= What this task involves =
Gather each line containing the string "screenshot" from these entries.

= Data entries =
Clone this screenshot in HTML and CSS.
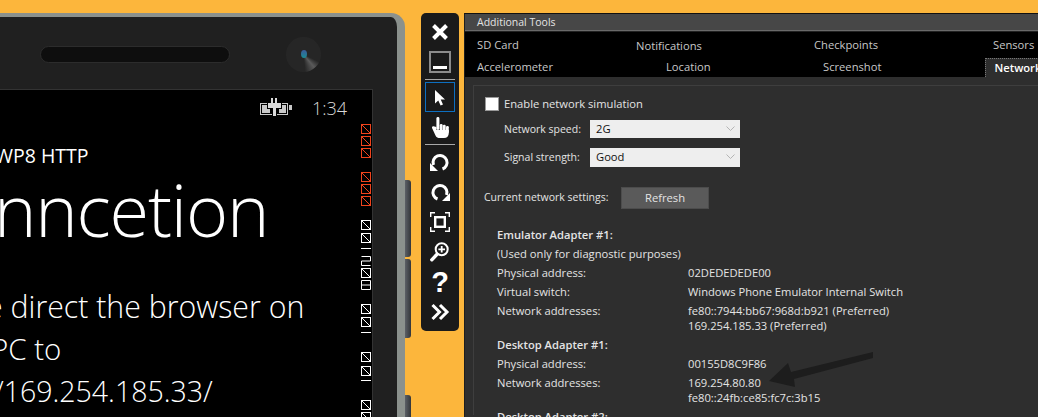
* * *
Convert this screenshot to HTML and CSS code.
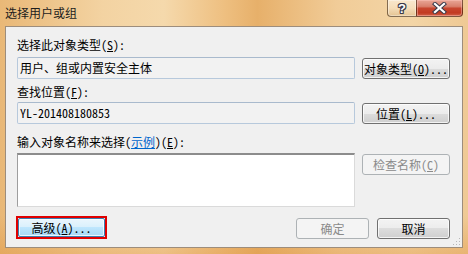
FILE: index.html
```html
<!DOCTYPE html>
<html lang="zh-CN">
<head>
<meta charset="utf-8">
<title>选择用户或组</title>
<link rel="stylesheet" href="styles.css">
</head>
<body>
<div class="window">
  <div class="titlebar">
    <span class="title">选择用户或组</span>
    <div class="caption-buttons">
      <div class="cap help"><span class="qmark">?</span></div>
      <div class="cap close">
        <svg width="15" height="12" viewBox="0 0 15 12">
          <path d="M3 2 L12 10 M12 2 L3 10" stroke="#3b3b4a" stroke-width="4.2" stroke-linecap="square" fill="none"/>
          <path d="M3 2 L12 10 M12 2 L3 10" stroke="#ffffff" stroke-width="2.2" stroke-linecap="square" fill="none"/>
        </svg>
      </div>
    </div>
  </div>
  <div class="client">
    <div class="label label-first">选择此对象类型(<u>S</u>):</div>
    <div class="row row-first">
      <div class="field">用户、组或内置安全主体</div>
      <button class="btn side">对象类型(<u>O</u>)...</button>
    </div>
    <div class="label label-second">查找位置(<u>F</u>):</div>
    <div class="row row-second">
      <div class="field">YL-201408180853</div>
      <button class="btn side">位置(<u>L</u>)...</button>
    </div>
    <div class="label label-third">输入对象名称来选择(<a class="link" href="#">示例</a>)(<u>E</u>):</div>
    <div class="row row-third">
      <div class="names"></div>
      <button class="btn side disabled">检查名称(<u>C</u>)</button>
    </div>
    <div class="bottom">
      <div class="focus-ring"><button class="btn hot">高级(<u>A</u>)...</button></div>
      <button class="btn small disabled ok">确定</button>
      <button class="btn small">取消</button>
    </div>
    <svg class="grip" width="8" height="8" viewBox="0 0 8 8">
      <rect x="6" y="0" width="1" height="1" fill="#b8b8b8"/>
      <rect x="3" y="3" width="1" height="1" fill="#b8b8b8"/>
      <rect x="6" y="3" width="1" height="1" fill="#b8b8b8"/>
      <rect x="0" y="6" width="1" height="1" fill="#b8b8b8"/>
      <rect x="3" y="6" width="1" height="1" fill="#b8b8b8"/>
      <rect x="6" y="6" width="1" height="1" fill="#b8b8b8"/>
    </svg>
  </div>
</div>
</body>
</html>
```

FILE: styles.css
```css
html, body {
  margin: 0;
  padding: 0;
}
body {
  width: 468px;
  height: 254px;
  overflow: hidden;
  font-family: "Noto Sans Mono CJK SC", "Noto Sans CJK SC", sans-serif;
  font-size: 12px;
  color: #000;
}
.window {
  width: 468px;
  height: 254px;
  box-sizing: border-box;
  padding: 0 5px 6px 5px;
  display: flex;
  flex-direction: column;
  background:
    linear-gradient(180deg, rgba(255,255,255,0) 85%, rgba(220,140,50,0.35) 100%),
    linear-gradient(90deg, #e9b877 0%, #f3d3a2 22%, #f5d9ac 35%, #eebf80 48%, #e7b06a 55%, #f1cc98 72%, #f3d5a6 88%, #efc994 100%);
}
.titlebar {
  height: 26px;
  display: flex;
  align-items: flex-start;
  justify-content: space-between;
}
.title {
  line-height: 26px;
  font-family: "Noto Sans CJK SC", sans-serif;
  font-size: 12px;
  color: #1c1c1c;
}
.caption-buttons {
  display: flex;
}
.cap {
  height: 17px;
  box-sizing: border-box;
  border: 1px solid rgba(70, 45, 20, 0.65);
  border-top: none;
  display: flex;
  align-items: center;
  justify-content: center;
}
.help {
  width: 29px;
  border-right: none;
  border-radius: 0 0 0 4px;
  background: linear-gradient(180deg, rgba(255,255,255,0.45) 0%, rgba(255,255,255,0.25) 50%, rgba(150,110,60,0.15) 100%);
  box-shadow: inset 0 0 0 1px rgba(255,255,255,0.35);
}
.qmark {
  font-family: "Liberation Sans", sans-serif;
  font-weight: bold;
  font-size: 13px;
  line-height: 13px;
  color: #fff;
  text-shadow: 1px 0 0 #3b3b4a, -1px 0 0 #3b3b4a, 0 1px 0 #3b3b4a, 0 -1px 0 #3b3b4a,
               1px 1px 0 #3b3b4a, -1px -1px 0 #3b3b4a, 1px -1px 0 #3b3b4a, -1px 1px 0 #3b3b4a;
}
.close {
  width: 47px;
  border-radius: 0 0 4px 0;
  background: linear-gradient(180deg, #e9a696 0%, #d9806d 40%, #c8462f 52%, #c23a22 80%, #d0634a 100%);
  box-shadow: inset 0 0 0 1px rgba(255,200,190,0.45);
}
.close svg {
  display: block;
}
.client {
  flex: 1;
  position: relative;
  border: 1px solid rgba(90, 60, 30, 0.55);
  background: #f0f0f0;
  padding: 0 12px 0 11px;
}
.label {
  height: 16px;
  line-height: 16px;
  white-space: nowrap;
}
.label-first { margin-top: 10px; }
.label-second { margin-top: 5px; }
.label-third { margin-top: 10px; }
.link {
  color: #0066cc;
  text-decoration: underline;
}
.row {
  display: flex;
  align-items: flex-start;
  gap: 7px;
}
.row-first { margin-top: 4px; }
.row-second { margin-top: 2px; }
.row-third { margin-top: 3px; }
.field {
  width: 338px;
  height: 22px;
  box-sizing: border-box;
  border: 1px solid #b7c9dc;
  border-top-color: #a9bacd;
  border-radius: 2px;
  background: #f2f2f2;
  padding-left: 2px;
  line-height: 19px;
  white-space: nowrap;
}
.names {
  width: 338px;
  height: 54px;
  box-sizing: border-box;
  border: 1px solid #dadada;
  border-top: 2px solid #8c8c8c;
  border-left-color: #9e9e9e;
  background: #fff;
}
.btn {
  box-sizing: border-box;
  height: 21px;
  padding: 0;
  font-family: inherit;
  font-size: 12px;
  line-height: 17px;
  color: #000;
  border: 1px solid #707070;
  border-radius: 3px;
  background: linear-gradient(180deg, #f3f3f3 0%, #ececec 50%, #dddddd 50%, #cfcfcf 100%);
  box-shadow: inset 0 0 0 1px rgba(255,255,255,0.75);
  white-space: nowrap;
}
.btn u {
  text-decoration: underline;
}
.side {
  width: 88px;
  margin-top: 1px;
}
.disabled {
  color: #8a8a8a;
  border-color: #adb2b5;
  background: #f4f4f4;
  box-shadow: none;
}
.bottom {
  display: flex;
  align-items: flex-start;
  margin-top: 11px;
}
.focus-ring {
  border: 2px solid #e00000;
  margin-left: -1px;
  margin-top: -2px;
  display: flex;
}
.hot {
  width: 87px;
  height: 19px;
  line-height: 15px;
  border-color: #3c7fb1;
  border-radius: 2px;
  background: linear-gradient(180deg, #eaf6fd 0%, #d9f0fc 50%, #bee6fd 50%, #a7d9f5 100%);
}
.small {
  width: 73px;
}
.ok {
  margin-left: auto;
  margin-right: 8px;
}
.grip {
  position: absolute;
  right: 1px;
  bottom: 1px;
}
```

= Answer below =
Clone this screenshot in HTML and CSS.
Convert this screenshot to HTML and CSS code.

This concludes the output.